I now have a FreeBSD 11 virtual machine available for testing/experimenting. As I'm a total FreeBSD novice, would you mind jotting down the recommended way of installing all prerequisites for compiling cadabra from github on FreeBSD? I will then have another look at getting this problem sorted. Many thanks!

yurivict commented 8 years ago

Just do this:

cd /usr/ports/math/cadabra2
make install
# wait while it builds/installs everything

Make sure the version in Makefile says 2.0.930, otherwise you need to update ports. Just in case, ports are checked out with svn co http://svn.freebsd.org/ports

Please note that all the above problems were patched and this port works fine now, as far as I can tell anyway.

This port actually goes a long way to patch these. It overrides the socket_ops.ipp from boost to process EINPROGRESS properly, and overrides endpoint.hpp from websockets to patch v6->v4.

yurivict commented 8 years ago

The original problem of this bug is caused by the bug in websockets https://github.com/zaphoyd/websocketpp/issues/587

Websockets wrongly assume that v6 to v4 mapping always works, and defined default API methods under this assumption. IMO, there is no need to assume anything about v6/v4 protocols on the websockets level. Users should listen for and connect to the proper or desired protocol versions. So this should be fixed in websockets, and this bug here should be closed.

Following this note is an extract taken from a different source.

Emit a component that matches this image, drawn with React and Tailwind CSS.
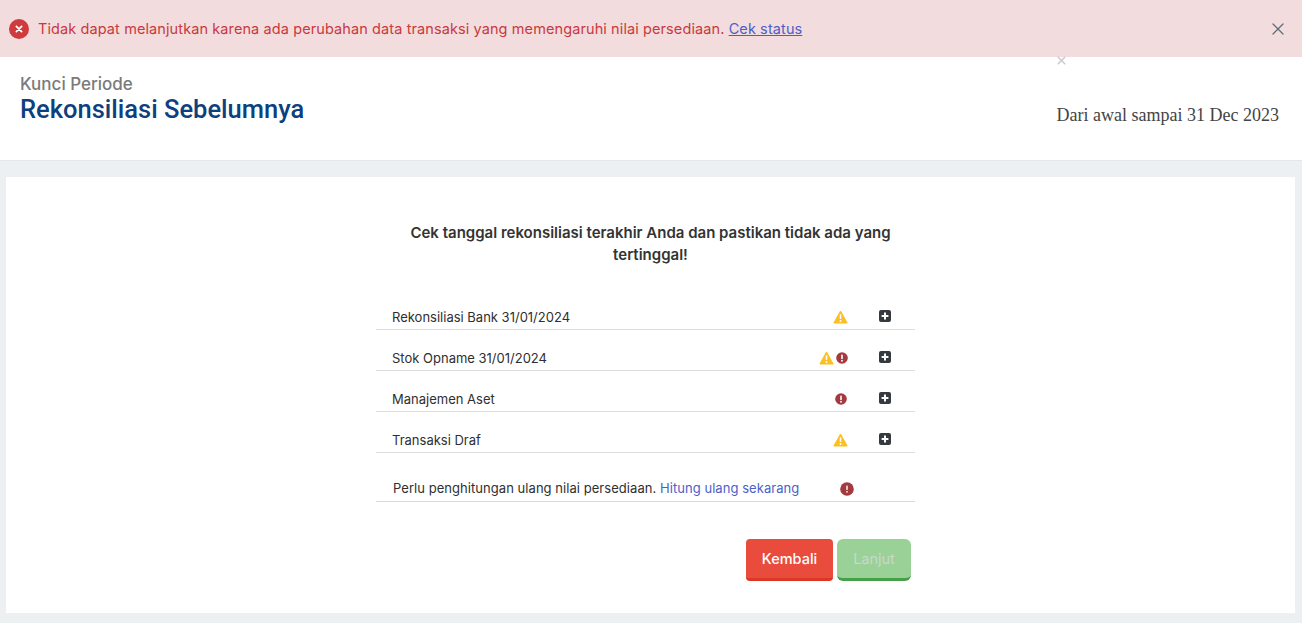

kpeeters commented 8 years ago

Yes, but since I am distributing websockets along with cadabra, I may as well patch it so it works for us.

yurivict commented 8 years ago

Then you should ensure it only uses v4 locally.

kpeeters commented 6 years ago

I know you reported this ages ago, but I have just patched the websocketpp inside cadabra (the two 'listen' functions). It's in the feature/kwindows branch for now, will soon go into master. I have tried on OpenBSD and this fix works there.

yurivict commented 6 years ago

I've patched this in the FreeBSD port, so it works now. I still have to try the latest version to see if the other problem is gone.